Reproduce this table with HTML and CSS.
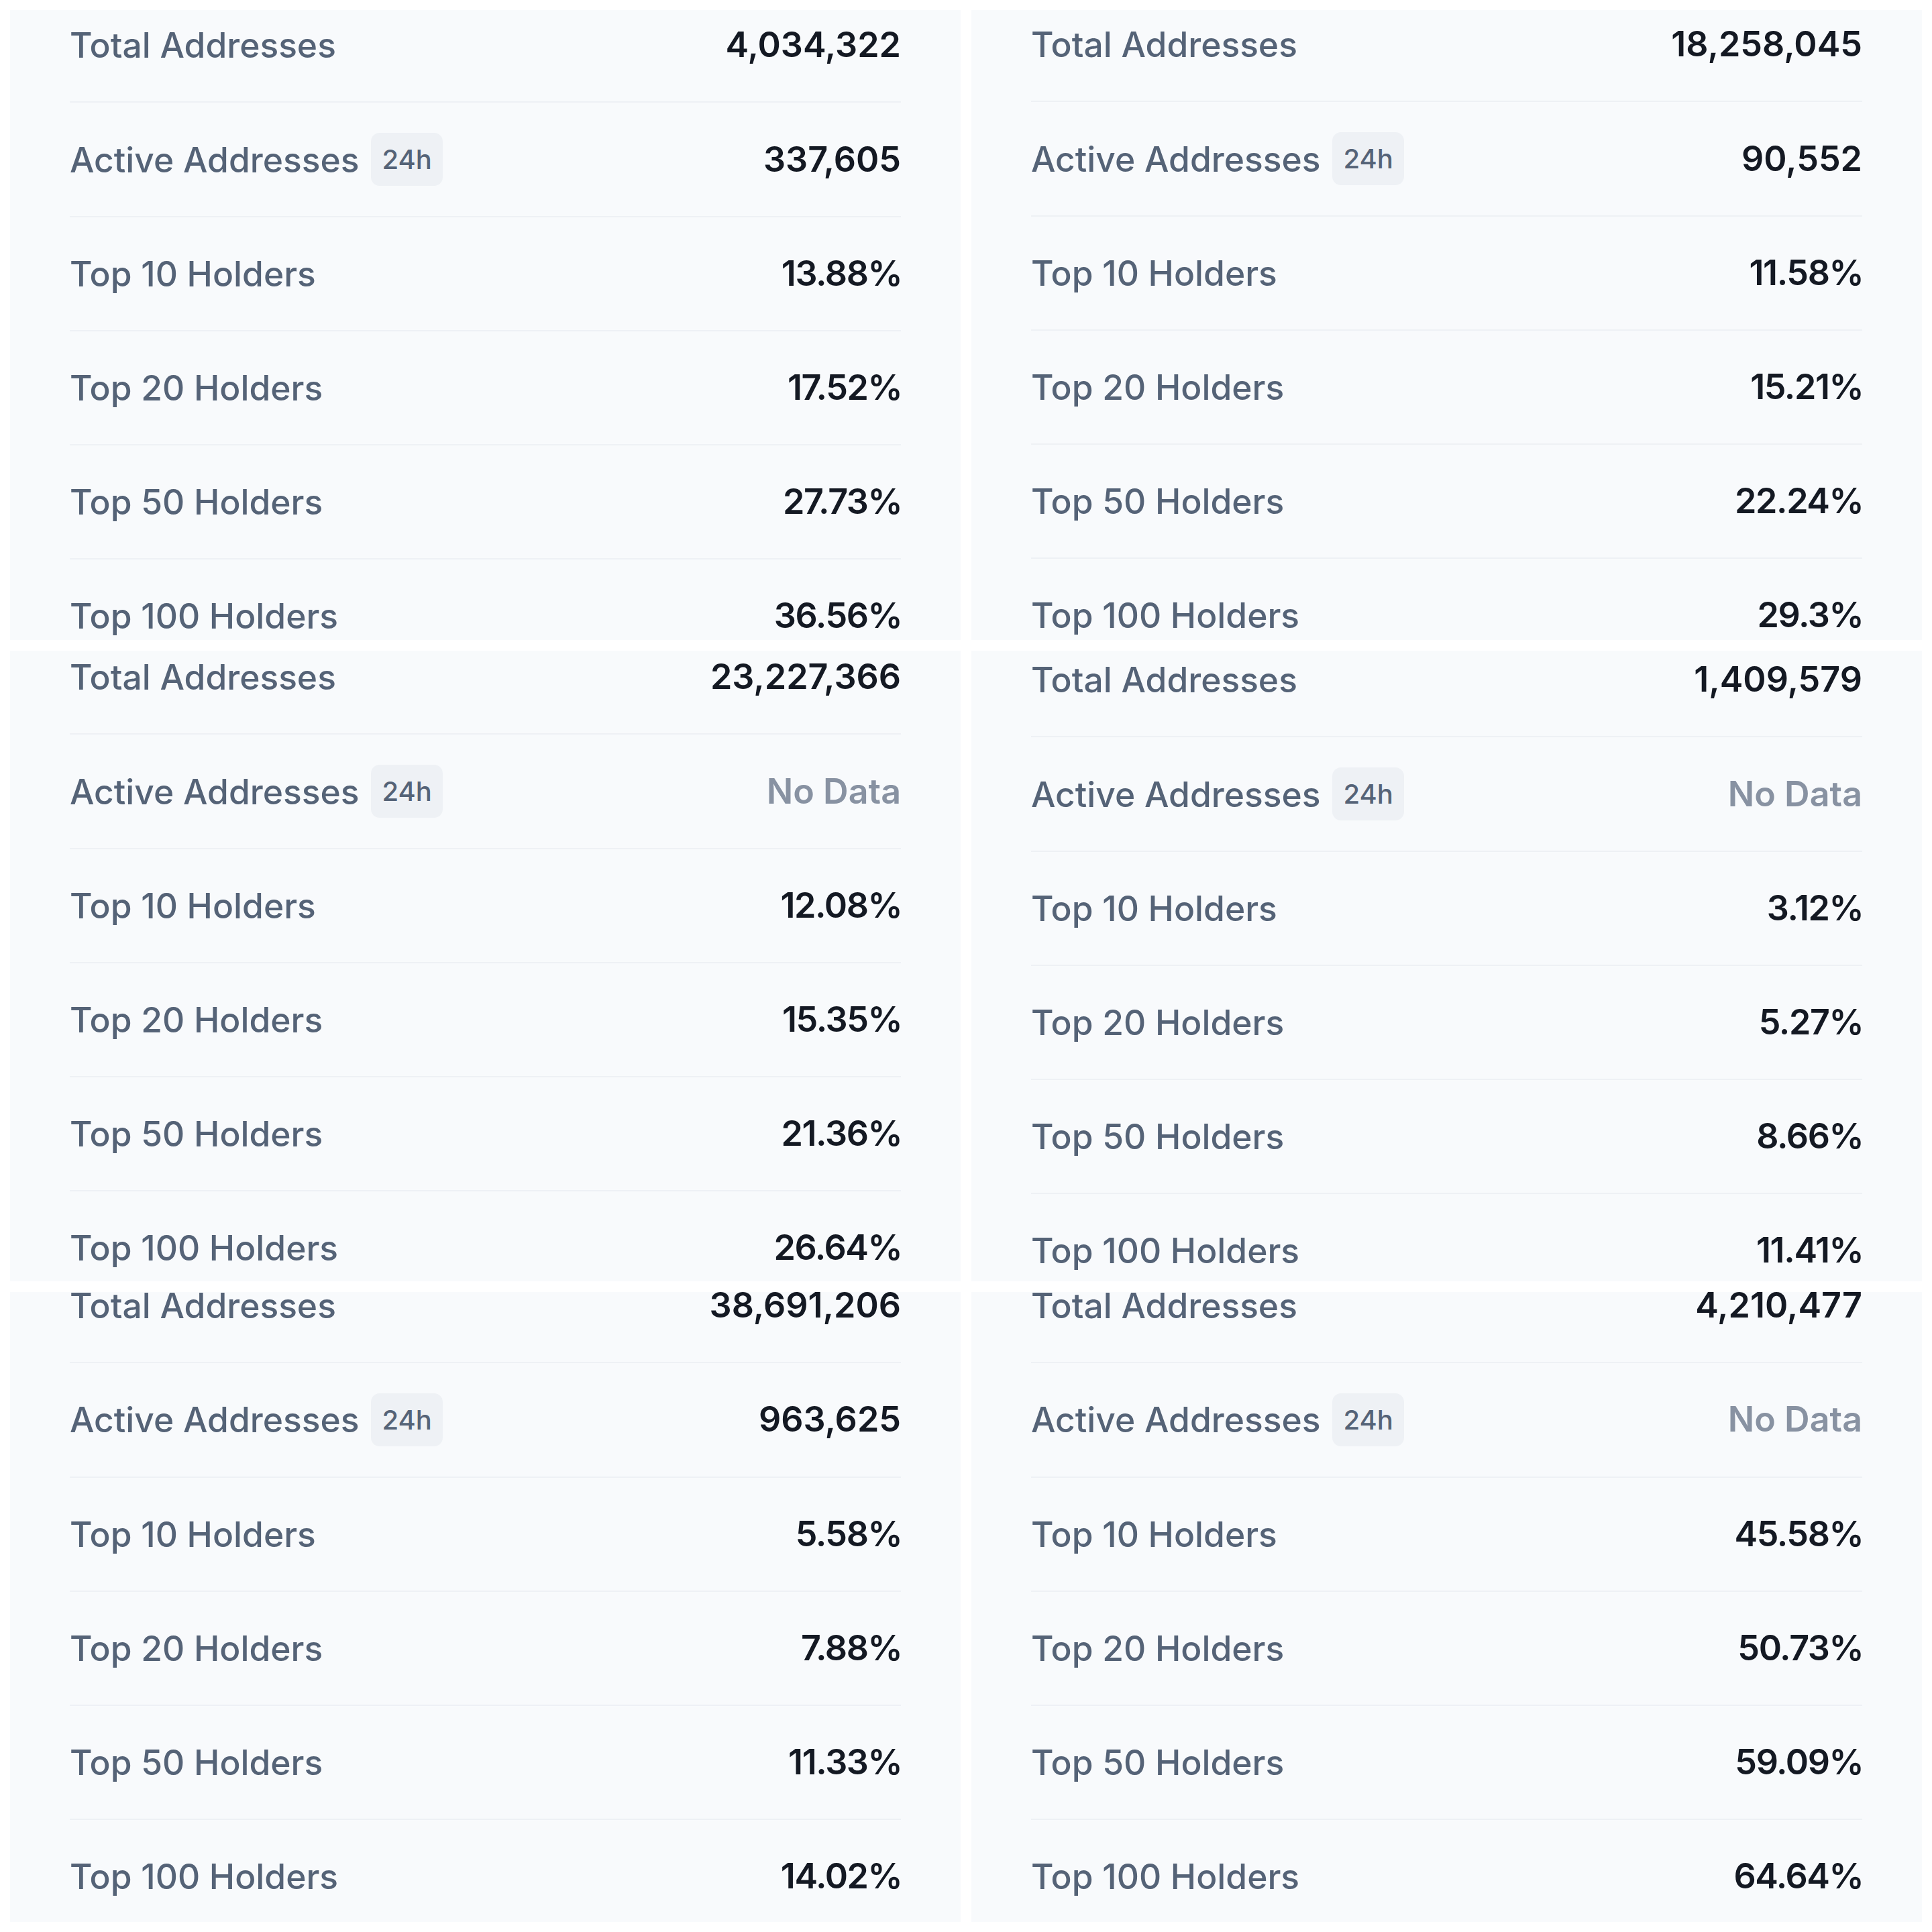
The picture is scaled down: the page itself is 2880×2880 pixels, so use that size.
FILE: index.html
```html
<!DOCTYPE html>
<html lang="en">
<head>
<meta charset="utf-8">
<title>Holder statistics</title>
<link rel="stylesheet" href="styles.css">
</head>
<body>
<main class="board">
  <section class="panel panel--a">
    <ul class="stats">
      <li class="row"><span class="label">Total Addresses</span><span class="value">4,034,322</span></li>
      <li class="row"><span class="label">Active Addresses <span class="badge">24h</span></span><span class="value">337,605</span></li>
      <li class="row"><span class="label">Top 10 Holders</span><span class="value value--pct">13.88%</span></li>
      <li class="row"><span class="label">Top 20 Holders</span><span class="value value--pct">17.52%</span></li>
      <li class="row"><span class="label">Top 50 Holders</span><span class="value value--pct">27.73%</span></li>
      <li class="row"><span class="label">Top 100 Holders</span><span class="value value--pct">36.56%</span></li>
    </ul>
  </section>
  <section class="panel panel--b">
    <ul class="stats">
      <li class="row"><span class="label">Total Addresses</span><span class="value">18,258,045</span></li>
      <li class="row"><span class="label">Active Addresses <span class="badge">24h</span></span><span class="value">90,552</span></li>
      <li class="row"><span class="label">Top 10 Holders</span><span class="value value--pct">11.58%</span></li>
      <li class="row"><span class="label">Top 20 Holders</span><span class="value value--pct">15.21%</span></li>
      <li class="row"><span class="label">Top 50 Holders</span><span class="value value--pct">22.24%</span></li>
      <li class="row"><span class="label">Top 100 Holders</span><span class="value value--pct">29.3%</span></li>
    </ul>
  </section>
  <section class="panel panel--c">
    <ul class="stats">
      <li class="row"><span class="label">Total Addresses</span><span class="value">23,227,366</span></li>
      <li class="row"><span class="label">Active Addresses <span class="badge">24h</span></span><span class="value value--empty">No Data</span></li>
      <li class="row"><span class="label">Top 10 Holders</span><span class="value value--pct">12.08%</span></li>
      <li class="row"><span class="label">Top 20 Holders</span><span class="value value--pct">15.35%</span></li>
      <li class="row"><span class="label">Top 50 Holders</span><span class="value value--pct">21.36%</span></li>
      <li class="row"><span class="label">Top 100 Holders</span><span class="value value--pct">26.64%</span></li>
    </ul>
  </section>
  <section class="panel panel--d">
    <ul class="stats">
      <li class="row"><span class="label">Total Addresses</span><span class="value">1,409,579</span></li>
      <li class="row"><span class="label">Active Addresses <span class="badge">24h</span></span><span class="value value--empty">No Data</span></li>
      <li class="row"><span class="label">Top 10 Holders</span><span class="value value--pct">3.12%</span></li>
      <li class="row"><span class="label">Top 20 Holders</span><span class="value value--pct">5.27%</span></li>
      <li class="row"><span class="label">Top 50 Holders</span><span class="value value--pct">8.66%</span></li>
      <li class="row"><span class="label">Top 100 Holders</span><span class="value value--pct">11.41%</span></li>
    </ul>
  </section>
  <section class="panel panel--e">
    <ul class="stats">
      <li class="row"><span class="label">Total Addresses</span><span class="value">38,691,206</span></li>
      <li class="row"><span class="label">Active Addresses <span class="badge">24h</span></span><span class="value">963,625</span></li>
      <li class="row"><span class="label">Top 10 Holders</span><span class="value value--pct">5.58%</span></li>
      <li class="row"><span class="label">Top 20 Holders</span><span class="value value--pct">7.88%</span></li>
      <li class="row"><span class="label">Top 50 Holders</span><span class="value value--pct">11.33%</span></li>
      <li class="row"><span class="label">Top 100 Holders</span><span class="value value--pct">14.02%</span></li>
    </ul>
  </section>
  <section class="panel panel--f">
    <ul class="stats">
      <li class="row"><span class="label">Total Addresses</span><span class="value">4,210,477</span></li>
      <li class="row"><span class="label">Active Addresses <span class="badge">24h</span></span><span class="value value--empty">No Data</span></li>
      <li class="row"><span class="label">Top 10 Holders</span><span class="value value--pct">45.58%</span></li>
      <li class="row"><span class="label">Top 20 Holders</span><span class="value value--pct">50.73%</span></li>
      <li class="row"><span class="label">Top 50 Holders</span><span class="value value--pct">59.09%</span></li>
      <li class="row"><span class="label">Top 100 Holders</span><span class="value value--pct">64.64%</span></li>
    </ul>
  </section>
</main>
</body>
</html>
```

FILE: styles.css
```css
* {
  box-sizing: border-box;
}

html,
body {
  margin: 0;
  padding: 0;
  background: #ffffff;
}

body {
  font-family: Inter, "Noto Sans", "Liberation Sans", sans-serif;
}

.board {
  width: 2880px;
  height: 2880px;
  padding: 15px;
  display: grid;
  grid-template-columns: 1fr 1fr;
  grid-template-rows: 1fr 1fr 1fr;
  gap: 16px;
}

.panel {
  background: #f8fafc;
  overflow: hidden;
  padding: 0 89px 0 89px;
  min-height: 0;
}

.stats {
  list-style: none;
  margin: 0;
  padding: 0;
}

.panel--a .stats { margin-top: -32px; }
.panel--b .stats { margin-top: -33px; }
.panel--c .stats { margin-top: -45px; }
.panel--d .stats { margin-top: -41px; }
.panel--e .stats { margin-top: -64px; }
.panel--f .stats { margin-top: -64px; }

.row {
  display: flex;
  align-items: center;
  justify-content: space-between;
  padding: 45px 0 45px;
  border-bottom: 2px solid #eef1f5;
  font-size: 52px;
  line-height: 78px;
}

.row:last-child {
  border-bottom: 0;
}

.label {
  display: flex;
  align-items: center;
  color: #556377;
  font-size: 51.5px;
  font-weight: 500;
}

.badge {
  display: inline-block;
  margin-left: 18px;
  padding: 0 16px;
  height: 79px;
  line-height: 79px;
  font-size: 40px;
  font-weight: 500;
  color: #556377;
  background: #eef1f5;
  border-radius: 13px;
}

.value {
  color: #141923;
  font-weight: 600;
}

.value--pct {
  letter-spacing: -1.4px;
  margin-right: -1.4px;
}

.value--empty {
  color: #8892a2;
  font-weight: 600;
}
```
....................
:: Aim of the exercise ::
Write out the listing above again, exactly, but with no pictures in the copy.

:: Exercise response ::
Reproduce this table with HTML and CSS.
The picture is scaled down: the page itself is 2880×2880 pixels, so use that size.
FILE: index.html
```html
<!DOCTYPE html>
<html lang="en">
<head>
<meta charset="utf-8">
<title>Holder statistics</title>
<link rel="stylesheet" href="styles.css">
</head>
<body>
<main class="board">
  <section class="panel panel--a">
    <ul class="stats">
      <li class="row"><span class="label">Total Addresses</span><span class="value">4,034,322</span></li>
      <li class="row"><span class="label">Active Addresses <span class="badge">24h</span></span><span class="value">337,605</span></li>
      <li class="row"><span class="label">Top 10 Holders</span><span class="value value--pct">13.88%</span></li>
      <li class="row"><span class="label">Top 20 Holders</span><span class="value value--pct">17.52%</span></li>
      <li class="row"><span class="label">Top 50 Holders</span><span class="value value--pct">27.73%</span></li>
      <li class="row"><span class="label">Top 100 Holders</span><span class="value value--pct">36.56%</span></li>
    </ul>
  </section>
  <section class="panel panel--b">
    <ul class="stats">
      <li class="row"><span class="label">Total Addresses</span><span class="value">18,258,045</span></li>
      <li class="row"><span class="label">Active Addresses <span class="badge">24h</span></span><span class="value">90,552</span></li>
      <li class="row"><span class="label">Top 10 Holders</span><span class="value value--pct">11.58%</span></li>
      <li class="row"><span class="label">Top 20 Holders</span><span class="value value--pct">15.21%</span></li>
      <li class="row"><span class="label">Top 50 Holders</span><span class="value value--pct">22.24%</span></li>
      <li class="row"><span class="label">Top 100 Holders</span><span class="value value--pct">29.3%</span></li>
    </ul>
  </section>
  <section class="panel panel--c">
    <ul class="stats">
      <li class="row"><span class="label">Total Addresses</span><span class="value">23,227,366</span></li>
      <li class="row"><span class="label">Active Addresses <span class="badge">24h</span></span><span class="value value--empty">No Data</span></li>
      <li class="row"><span class="label">Top 10 Holders</span><span class="value value--pct">12.08%</span></li>
      <li class="row"><span class="label">Top 20 Holders</span><span class="value value--pct">15.35%</span></li>
      <li class="row"><span class="label">Top 50 Holders</span><span class="value value--pct">21.36%</span></li>
      <li class="row"><span class="label">Top 100 Holders</span><span class="value value--pct">26.64%</span></li>
    </ul>
  </section>
  <section class="panel panel--d">
    <ul class="stats">
      <li class="row"><span class="label">Total Addresses</span><span class="value">1,409,579</span></li>
      <li class="row"><span class="label">Active Addresses <span class="badge">24h</span></span><span class="value value--empty">No Data</span></li>
      <li class="row"><span class="label">Top 10 Holders</span><span class="value value--pct">3.12%</span></li>
      <li class="row"><span class="label">Top 20 Holders</span><span class="value value--pct">5.27%</span></li>
      <li class="row"><span class="label">Top 50 Holders</span><span class="value value--pct">8.66%</span></li>
      <li class="row"><span class="label">Top 100 Holders</span><span class="value value--pct">11.41%</span></li>
    </ul>
  </section>
  <section class="panel panel--e">
    <ul class="stats">
      <li class="row"><span class="label">Total Addresses</span><span class="value">38,691,206</span></li>
      <li class="row"><span class="label">Active Addresses <span class="badge">24h</span></span><span class="value">963,625</span></li>
      <li class="row"><span class="label">Top 10 Holders</span><span class="value value--pct">5.58%</span></li>
      <li class="row"><span class="label">Top 20 Holders</span><span class="value value--pct">7.88%</span></li>
      <li class="row"><span class="label">Top 50 Holders</span><span class="value value--pct">11.33%</span></li>
      <li class="row"><span class="label">Top 100 Holders</span><span class="value value--pct">14.02%</span></li>
    </ul>
  </section>
  <section class="panel panel--f">
    <ul class="stats">
      <li class="row"><span class="label">Total Addresses</span><span class="value">4,210,477</span></li>
      <li class="row"><span class="label">Active Addresses <span class="badge">24h</span></span><span class="value value--empty">No Data</span></li>
      <li class="row"><span class="label">Top 10 Holders</span><span class="value value--pct">45.58%</span></li>
      <li class="row"><span class="label">Top 20 Holders</span><span class="value value--pct">50.73%</span></li>
      <li class="row"><span class="label">Top 50 Holders</span><span class="value value--pct">59.09%</span></li>
      <li class="row"><span class="label">Top 100 Holders</span><span class="value value--pct">64.64%</span></li>
    </ul>
  </section>
</main>
</body>
</html>
```

FILE: styles.css
```css
* {
  box-sizing: border-box;
}

html,
body {
  margin: 0;
  padding: 0;
  background: #ffffff;
}

body {
  font-family: Inter, "Noto Sans", "Liberation Sans", sans-serif;
}

.board {
  width: 2880px;
  height: 2880px;
  padding: 15px;
  display: grid;
  grid-template-columns: 1fr 1fr;
  grid-template-rows: 1fr 1fr 1fr;
  gap: 16px;
}

.panel {
  background: #f8fafc;
  overflow: hidden;
  padding: 0 89px 0 89px;
  min-height: 0;
}

.stats {
  list-style: none;
  margin: 0;
  padding: 0;
}

.panel--a .stats { margin-top: -32px; }
.panel--b .stats { margin-top: -33px; }
.panel--c .stats { margin-top: -45px; }
.panel--d .stats { margin-top: -41px; }
.panel--e .stats { margin-top: -64px; }
.panel--f .stats { margin-top: -64px; }

.row {
  display: flex;
  align-items: center;
  justify-content: space-between;
  padding: 45px 0 45px;
  border-bottom: 2px solid #eef1f5;
  font-size: 52px;
  line-height: 78px;
}

.row:last-child {
  border-bottom: 0;
}

.label {
  display: flex;
  align-items: center;
  color: #556377;
  font-size: 51.5px;
  font-weight: 500;
}

.badge {
  display: inline-block;
  margin-left: 18px;
  padding: 0 16px;
  height: 79px;
  line-height: 79px;
  font-size: 40px;
  font-weight: 500;
  color: #556377;
  background: #eef1f5;
  border-radius: 13px;
}

.value {
  color: #141923;
  font-weight: 600;
}

.value--pct {
  letter-spacing: -1.4px;
  margin-right: -1.4px;
}

.value--empty {
  color: #8892a2;
  font-weight: 600;
}
```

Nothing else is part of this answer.